Major fault: I noticed that, on a number of harps--maybe eight--the bending on one or two hoes, notably the 4 hole, was a bit weird. In fact, this is what I found to be the biggest quality control problem. The harp would sort of hit the required tone, but the bend didn't seem "deep" enough-the harp required an exaggerated technique to trigger and achieve the bend accurately. I'm playing with the gapping on these and getting better somewhat better results, but it was irksome. I had to play around it when I played live.

Major plus: Price/Performance ratio. I like the Blues King easily as much as the Huangs, and better than the Hohner Big River---but not better than the Suzuki Harpmaster. And they're cheaper (depending on where you buy them) than all of the so-called "budget" harps from the major lines. They actually cost much less than the reed plates for the major brands.

Summary: Buy them, or at least try them. They're a great backup harp and perfectly good enough to fill out an incomplete set--a set that lacks rarely used harps like the C#/Db.

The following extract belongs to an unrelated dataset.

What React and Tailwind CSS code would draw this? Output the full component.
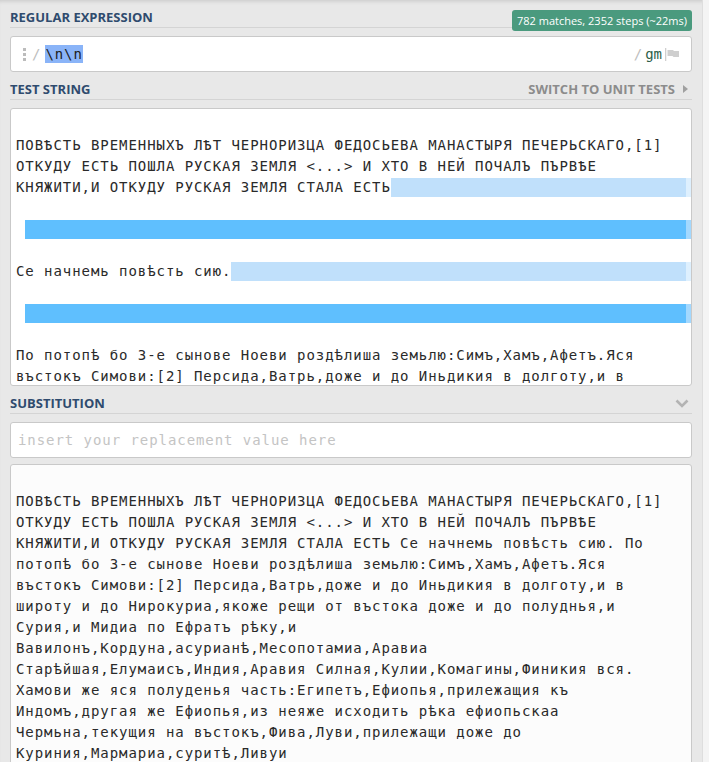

Good enough to use live and excellent for determined practice. Why wear out a much more expensive harp at home just doesn't make sense. I'm pleasantly surprised by The Johnson Blues King. 

One thing, and this might sound contradictory considering the harps are cheap: I don't think I'd recommend these for practice by beginning players. There are just enough quality control enough faults that, unless you know your stuff, you might think you're the problem when it's actually the harp causing problems. And that misconception might make you quit playing.

Still, even a beginner could use these as backup harps, and they're great harps to practice on when you're learning about gapping and tuning/filing.

For the money, they're...well...right on the money.